Early in my career, I ran a test for a digital service. I tested three different images against one broad audience. The results were mixed, but I couldn’t explain why. I had failed to account for the fact that my audience was too diverse. Some people liked the first image because of their age, while others liked the second because of their location. Because I didn’t isolate these audience segments, my data was essentially noise.
To fix this, I began using a strict control group. A control group is a segment of your audience that does not receive the “treatment” or the new variable you are testing. By comparing the control group to the testing variant, you can measure the “lift” or the actual improvement caused by your change. This is the only way to separate a temporary platform fad from a truly effective strategy.
Why Flawed Audience Parameters Waste Your Budget
Audience selection errors occur when the group you target is either too broad to be relevant or too narrow to provide a valid sample size. In both cases, the data you collect becomes unreliable, leading to wasted spend and poor decision-making.
I once managed a campaign where I thought I had found the perfect niche. I layered five different interests and three specific behaviors. My audience size dropped to a tiny fraction of the total platform users.

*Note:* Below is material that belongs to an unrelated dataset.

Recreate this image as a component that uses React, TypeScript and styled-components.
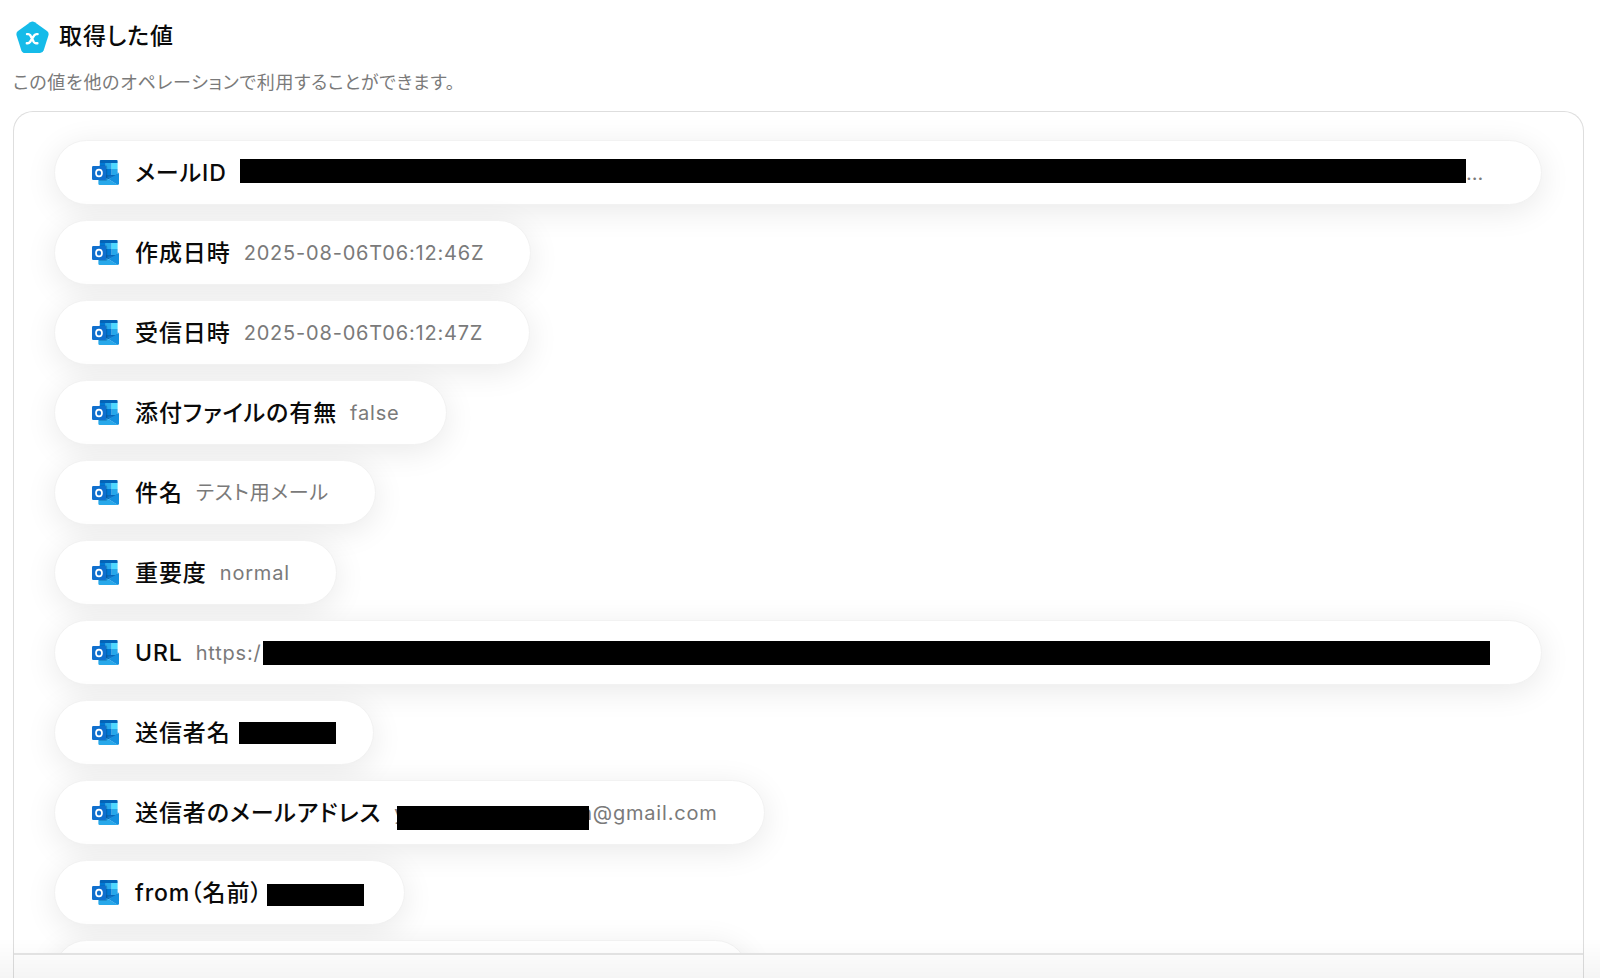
import React from "react";
import styled, { createGlobalStyle } from "styled-components";

const GlobalStyle = createGlobalStyle`
  *, *::before, *::after { box-sizing: border-box; }
  body {
    margin: 0;
    background: #fff;
    color: #111;
    font-family: Inter, "Noto Sans CJK JP", sans-serif;
    font-feature-settings: "palt";
  }
  h1, p, span { letter-spacing: 0.04em; }
`;

const Page = styled.main`
  display: flex;
  flex-direction: column;
  height: 100vh;
  padding: 16px 16px 0 13px;
  overflow: hidden;
`;

const Heading = styled.header`
  display: flex;
  align-items: center;
  gap: 10px;
  height: 42px;
  padding-left: 3px;
`;

const Title = styled.h1`
  margin: 0 0 2px;
  font-size: 23px;
  line-height: 32px;
  font-weight: 500;
  color: #0a0a0a;
`;

const Description = styled.p`
  margin: 12px 0 15px;
  font-size: 18px;
  line-height: 26px;
  color: #7a7a7a;
`;

const Panel = styled.section`
  flex: 1;
  min-height: 0;
  display: flex;
  flex-direction: column;
  border: 1px solid #dedede;
  border-bottom: 0;
  border-radius: 20px 20px 0 0;
`;

const ValueList = styled.ul`
  flex: 1;
  min-height: 0;
  margin: 0;
  padding: 28px 41px 0 40px;
  list-style: none;
  display: flex;
  flex-direction: column;
  align-items: flex-start;
  gap: 15px;
  overflow: hidden;
  border-bottom: 2px solid #e6e6e6;
`;

const PanelFooter = styled.div`
  flex: none;
  height: 23px;
`;

const BottomFade = styled.div`
  position: fixed;
  left: 0;
  right: 0;
  bottom: 0;
  height: 40px;
  pointer-events: none;
  background: linear-gradient(to bottom, rgba(0, 0, 0, 0), rgba(0, 0, 0, 0.04));
`;

const Pill = styled.li<{ $end?: number; $wide?: boolean; $minWidth?: number }>`
  flex: none;
  display: flex;
  align-items: center;
  height: 65px;
  min-width: ${(p) => p.$minWidth ?? 0}px;
  max-width: 100%;
  width: ${(p) => (p.$wide ? "100%" : "auto")};
  padding: 0 ${(p) => p.$end ?? 46}px 0 37px;
  border: 1px solid #f2f2f2;
  border-radius: 33px;
  background: #fff;
  box-shadow: 0 6px 32px rgba(0, 0, 0, 0.09);
  white-space: nowrap;
`;

const Label = styled.span`
  margin-left: 16px;
  font-size: 23px;
  line-height: 32px;
  font-weight: 500;
  color: #0a0a0a;
`;

const Value = styled.span`
  margin-left: 13px;
  font-size: 20px;
  line-height: 32px;
  color: #7a7a7a;
`;

const Ending = styled(Value)`
  margin-left: 0;
`;

const Redaction = styled.span<{ $width?: number; $tall?: boolean; $before?: number; $after?: number; $drop?: number }>`
  position: relative;
  flex: ${(p) => (p.$width ? "none" : "1")};
  width: ${(p) => (p.$width ? `${p.$width}px` : "auto")};
  height: ${(p) => (p.$tall ? 24 : 22)}px;
  margin-left: ${(p) => p.$before ?? 0}px;
  margin-right: ${(p) => p.$after ?? 0}px;
  margin-top: ${(p) => p.$drop ?? 0}px;
  background: #000;
`;

const PentagonIcon = () => (
  <svg width="33" height="33" viewBox="0 0 33 33" aria-hidden="true">
    <path
      d="M14.2 1.2 Q16.5 -.4 18.8 1.2 L31 10.1 Q33.2 11.8 32.4 14.4 L27.7 29.2 Q26.8 32 24 32 H9 Q6.2 32 5.3 29.2 L.6 14.4 Q-.2 11.8 2 10.1 Z"
      fill="#15bbe9"
    />
    <path
      d="M11 13.1 h1.2 q1.3 0 2 1.1 l3.6 6.8 q.7 1.2 2 1.2 h1.6 M21.6 13.1 h-1 q-1.4 0-2.2 1.1 l-4.4 6.8 q-.9 1.2-2.2 1.2 h-1"
      fill="none"
      stroke="#fff"
      strokeWidth="2.4"
      strokeLinecap="round"
    />
  </svg>
);

const OutlookIcon = () => (
  <svg width="27" height="25" viewBox="0 0 27 25" aria-hidden="true">
    <path d="M7.8 1 a1 1 0 0 1 1-1 H24.6 a1 1 0 0 1 1 1 V3 H7.8 Z" fill="#0364b8" />
    <path d="M7.8 3 H13.8 V9 H7.8 Z" fill="#0078d4" />
    <path d="M13.8 3 H19.7 V9 H13.8 Z" fill="#28a8ea" />
    <path d="M19.7 3 H25.6 V9 H19.7 Z" fill="#50d9ff" />
    <path d="M7.8 9 H13.8 V15 H7.8 Z" fill="#0364b8" />
    <path d="M13.8 9 H19.7 V15 H13.8 Z" fill="#0078d4" />
    <path d="M19.7 9 H25.6 V15 H19.7 Z" fill="#28a8ea" />
    <path d="M7.8 15 H25.6 L17 19 H7.8 Z" fill="#0a67b7" />
    <path d="M25.6 12.6 L27 13 L17.5 18.6 L15 17 L25.6 15 Z" fill="#0f78cc" />
    <path d="M6.4 13.2 L16.6 19.2 L26 25 H7.6 Q6.4 25 6.4 23.8 Z" fill="#28a8ea" />
    <path d="M27 13 L16.6 19.2 L25.8 25 Q27 24.8 27 23.6 Z" fill="#1490df" />
    <path d="M7 5.6 H14 a1.2 1.2 0 0 1 1.2 1.2 V19.6 a1.2 1.2 0 0 1-1.2 1.2 H7 Z" fill="#053a70" opacity=".3" />
    <rect x="0" y="6" width="14" height="14" rx="1.2" fill="#0f6fce" />
    <ellipse cx="7" cy="13" rx="3" ry="3.4" fill="none" stroke="#fff" strokeWidth="1.7" />
  </svg>
);

type Item = { label: string; value: string };

const details: Item[] = [
  { label: "作成日時", value: "2025-08-06T06:12:46Z" },
  { label: "受信日時", value: "2025-08-06T06:12:47Z" },
  { label: "添付ファイルの有無", value: "false" },
  { label: "件名", value: "テスト用メール" },
  { label: "重要度", value: "normal" },
];

export default function App() {
  return (
    <>
      <GlobalStyle />
      <Page lang="ja">
        <Heading>
          <PentagonIcon />
          <Title>取得した値</Title>
        </Heading>
        <Description>この値を他のオペレーションで利用することができます。</Description>
        <Panel>
          <ValueList>
            <Pill $wide $end={57}>
              <OutlookIcon />
              <Label>メールID</Label>
              <Redaction $tall $before={13} $drop={-3} />
              <Ending>…</Ending>
            </Pill>
            {details.map((item) => (
              <Pill key={item.label}>
                <OutlookIcon />
                <Label>{item.label}</Label>
                <Value>{item.value}</Value>
              </Pill>
            ))}
            <Pill $wide $end={51}>
              <OutlookIcon />
              <Label>URL</Label>
              <Value>https:/</Value>
              <Redaction $tall $before={1} />
            </Pill>
            <Pill $end={37}>
              <OutlookIcon />
              <Label>送信者名</Label>
              <Redaction $width={97} $before={8} />
            </Pill>
            <Pill>
              <OutlookIcon />
              <Label>送信者のメールアドレス</Label>
              <Value>y</Value>
              <Redaction $tall $width={192} $before={-9} $after={-9} $drop={10} />
              <Ending>n@gmail.com</Ending>
            </Pill>
            <Pill $end={40}>
              <OutlookIcon />
              <Label>from（名前）</Label>
              <Redaction $width={97} $before={4} $drop={4} />
            </Pill>
            <Pill $minWidth={694} />
          </ValueList>
          <PanelFooter />
        </Panel>
        <BottomFade />
      </Page>
    </>
  );
}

While the engagement rate looked high, the actual volume of conversions was too low to be statistically significant. Statistical significance is a math term that tells us how likely it is that our results happened by chance. If your sample size is too small, your “winning” ad might just be a lucky fluke.
The U.S. Small Business Administration often highlights that digital marketing adoption fails when businesses don’t understand their data. I saw this firsthand. I was over-optimizing for the wrong metrics. I had to learn to find the “Goldilocks” zone—an audience that is specific enough to be relevant but large enough to provide a steady stream of data.
| Variable Type | Purpose in Testing | Common Error |
|---|---|---|
| Demographic | Defines age, gender, and location. | Using ranges that are too wide (e.g., 18–65+). |
| Interest-Based | Targets users based on their likes. | Layering too many interests (The “And” Trap). |
| Behavioral | Targets based on past actions. | Ignoring recent shifts in platform tracking. |
| Lookalike | Finds users similar to your customers. | Using a source list that is too small or outdated. |
Defining the Null Hypothesis in Content Strategy
A null hypothesis is a starting assumption that there is no difference between your test groups. In a data-driven content strategy, we start by assuming that a new targeting method will perform the same as our old one. We only change our strategy if the data proves this assumption wrong.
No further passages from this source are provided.